Save Webpage as PDF: Why MHTML Beats Print (2026)
"Save webpage as PDF" usually means one thing for most people: Cmd/Ctrl + P → "Save as PDF". That works for simple articles. For modern sites — pricing pages, dashboards, long-scroll documentation, any page with sticky headers or lazy-loaded images — Print to PDF often produces a broken capture: cropped tables, missing images, ad placeholders, weird page breaks. There's a better way for capturing the page exactly as it renders, and it goes through MHTML.
What is MHTML?
MHTML (MIME HTML) is a single-file web archive format. Where a saved
.html file references images and stylesheets externally, an
.mhtml bundles everything — HTML, CSS, images, fonts — into a single
file. Chromium-based browsers (Chrome, Edge, Brave, Arc) save MHTML natively. Safari's
equivalent is the .webarchive format.
Why MHTML → PDF beats Print to PDF
- The full page, not the print view. Many sites have a
@media printstylesheet that strips navigation, ads, and decorative elements. Sometimes that's what you want; often it isn't. MHTML captures the screen view exactly. - Lazy-loaded images survive. Long pages with infinite-scroll or intersection-observer image loading often print as broken-image placeholders. MHTML waits until the page finishes rendering, then snapshots everything.
- Sticky headers don't duplicate on every page. Print to PDF frequently re-renders sticky navigation on each printed page. MHTML → PDF treats the page as one tall canvas.
- Re-convertible later. The MHTML file itself is durable. You can re-export to PDF with different page sizes or margins without re-loading the original site, which may have changed.
Step-by-step: Chrome / Edge / Brave
- Open the page you want to save.
- Wait for it to fully load — scroll to the bottom and back to the top so any lazy-loaded sections render.
- Cmd/Ctrl + S, then in the save dialog choose
Webpage, Single File. The file extension will be
.mhtml. - Open to-pdf.com/mhtml-to-pdf and drop the file in.
- Click Convert PDF. The page is reconstructed in your browser and exported with proper pagination.
The MHTML → PDF conversion happens in your browser, not on a server. The archive never leaves your device.
Step-by-step: Firefox
Firefox doesn't ship native MHTML save. Two options:
- Install the Save Page WE extension, which exports MHTML.

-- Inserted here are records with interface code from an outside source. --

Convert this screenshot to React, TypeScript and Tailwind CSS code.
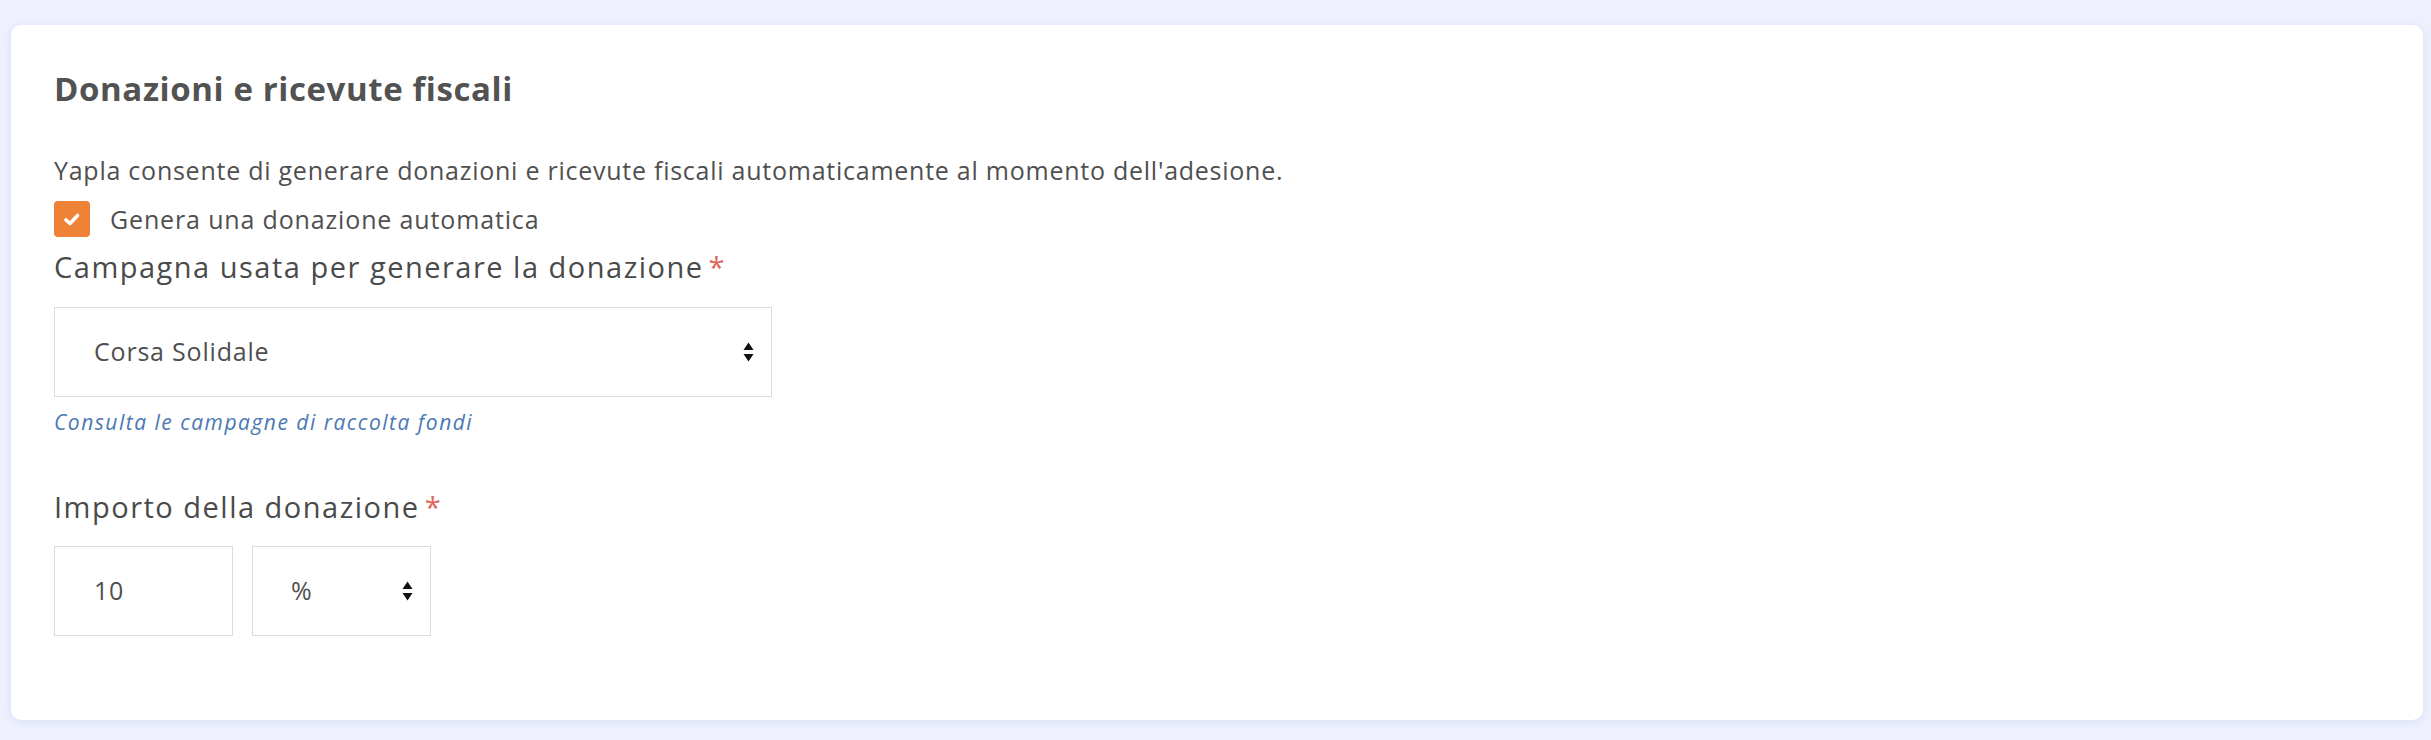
import React from "react";

const font = { fontFamily: '"Open Sans", "Liberation Sans", sans-serif' };

const SelectArrows = () => (
  <svg width="11" height="22" viewBox="0 0 11 22" className="shrink-0">
    <path d="M5.5 1.5 L10.5 9 L0.5 9 Z" fill="#111" />
    <path d="M0.5 13 L10.5 13 L5.5 20.5 Z" fill="#111" />
  </svg>
);

const Label = ({ children }: { children: React.ReactNode }) => (
  <div className="text-[29px] leading-[36px] font-medium tracking-[1.5px] text-[#4a4a4a]">
    {children}
    <span className="ml-[5px] text-[#e0645a]">*</span>
  </div>
);

export default function App() {
  return (
    <div className="min-h-screen bg-[#eef1fd] pl-[11px] pr-[8px] pt-[25px]" style={font}>
      <div className="h-[695px] rounded-[10px] bg-white px-[43px] pt-[44px] shadow-[0_2px_10px_rgba(120,140,220,0.18)]">
        {/* Title */}
        <h2 className="text-[33px] leading-[40px] font-bold tracking-[0.6px] text-[#525252]">
          Donazioni e ricevute fiscali
        </h2>

        <p className="mt-[43px] text-[25px] leading-[36px] tracking-[0.75px] text-[#4f4f4f]">
          Yapla consente di generare donazioni e ricevute fiscali automaticamente al momento dell'adesione.
        </p>

        {/* Checkbox */}
        <label className="mt-[13px] flex items-center gap-[20px]">
          <span className="flex h-[36px] w-[36px] items-center justify-center rounded-[4px] bg-[#ee8236]">
            <svg width="18" height="15" viewBox="0 0 18 15">
              <path d="M3 8 L7 11.5 L14.5 3.5" fill="none" stroke="#fff" strokeWidth="3.6" strokeLinecap="round" strokeLinejoin="round" />
            </svg>
          </span>
          <span className="text-[25px] leading-[36px] tracking-[0.85px] text-[#4f4f4f]">Genera una donazione automatica</span>
        </label>

        {/* Campaign */}
        <div className="mt-[12px]">
          <Label>Campagna usata per generare la donazione</Label>
        </div>
        <div className="mt-[22px] flex h-[90px] w-[718px] items-center justify-between border border-[#d9dde2] pl-[39px] pr-[17px]">
          <span className="text-[25px] tracking-[0.8px] text-[#4f4f4f]">Corsa Solidale</span>
          <SelectArrows />
        </div>
        <a className="mt-[11px] block text-[21px] leading-[28px] italic tracking-[1.5px] text-[#4a78b3]">
          Consulta le campagne di raccolta fondi
        </a>

        {/* Amount */}
        <div className="mt-[53px]">
          <Label>Importo della donazione</Label>
        </div>
        <div className="mt-[21px] flex gap-[19px]">
          <div className="flex h-[90px] w-[179px] items-center border border-[#d9dde2] pl-[39px]">
            <span className="text-[25px] tracking-[0.8px] text-[#4f4f4f]">10</span>
          </div>
          <div className="flex h-[90px] w-[179px] items-center justify-between border border-[#d9dde2] pl-[38px] pr-[17px]">
            <span className="text-[25px] text-[#4f4f4f]">%</span>
            <SelectArrows />
          </div>
        </div>
      </div>
    </div>
  );
}
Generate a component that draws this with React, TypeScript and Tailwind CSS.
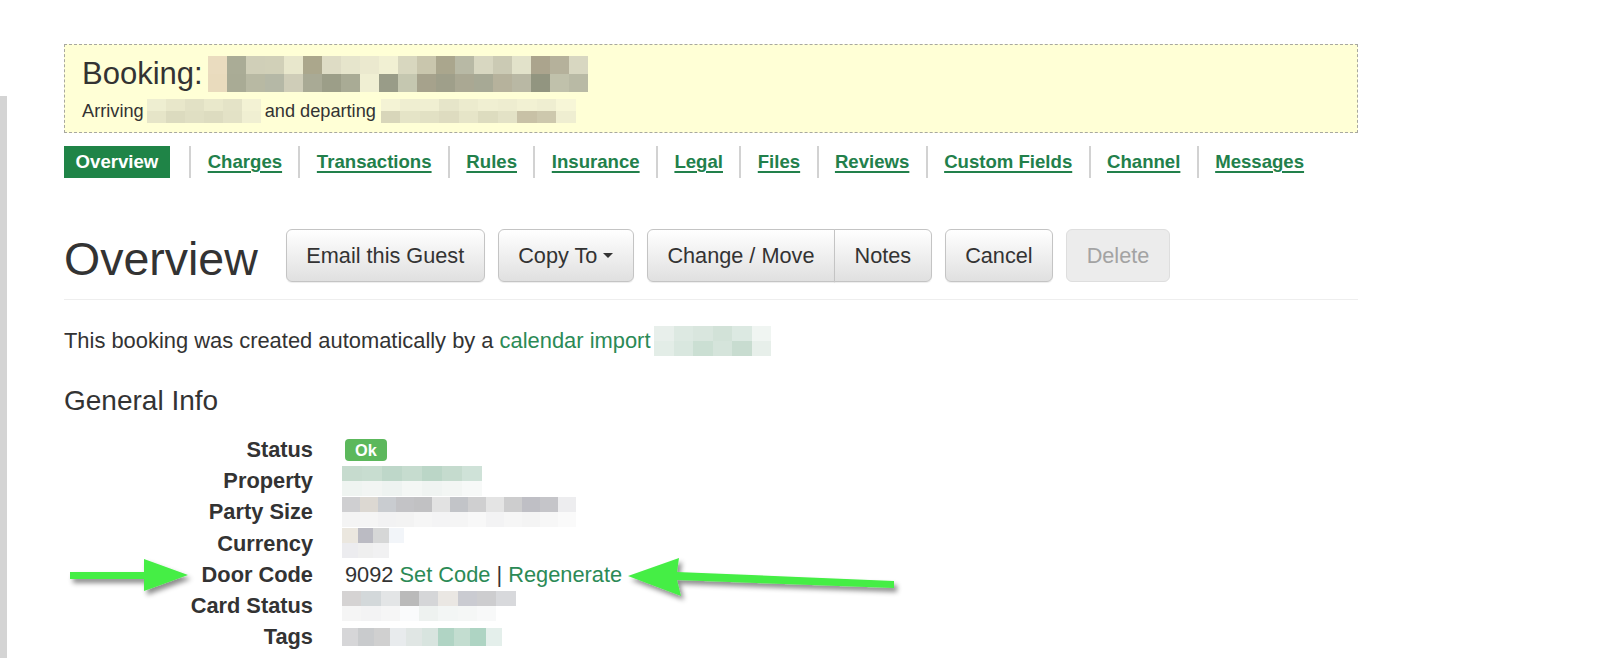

- Or save the page as a single HTML file (right-click → "Save Page As" → "Web Page, complete"), then drop that into the HTML to PDF tool. You'll lose some image assets if they're loaded from cross-origin URLs, but text and layout will preserve cleanly.
Step-by-step: Safari
Safari saves .webarchive by default, which is its own format. To use
the MHTML pipeline:
- Open the page in Safari.
- File → Save As → choose Web Archive.
- To convert .webarchive to MHTML, the easiest path is to re-open the page in Chrome and save MHTML there. Most users find this faster than installing a Mac conversion tool.
When Print to PDF is actually the right call
Print to PDF still wins for two cases:
- Articles and blog posts. Reader-mode style content where the publisher's print stylesheet is good — newspapers, news magazines, well-designed blogs.
- You need text-selectable output. Browser print produces real PDF text. The MHTML → PDF tool rasterizes for fidelity, so the result is image-based. If searchability matters more than layout fidelity, Print to PDF wins.
Privacy notes
Many "URL to PDF" services (PDFmyURL, html-pdf-node, Browserless, etc.) work by spinning up a headless browser on their servers and visiting your URL on your behalf. That works, but the URL — and any auth cookies you'd need to share to capture a logged-in page — go through someone else's infrastructure. Saving MHTML locally and converting it in your browser keeps both the URL and the page contents private.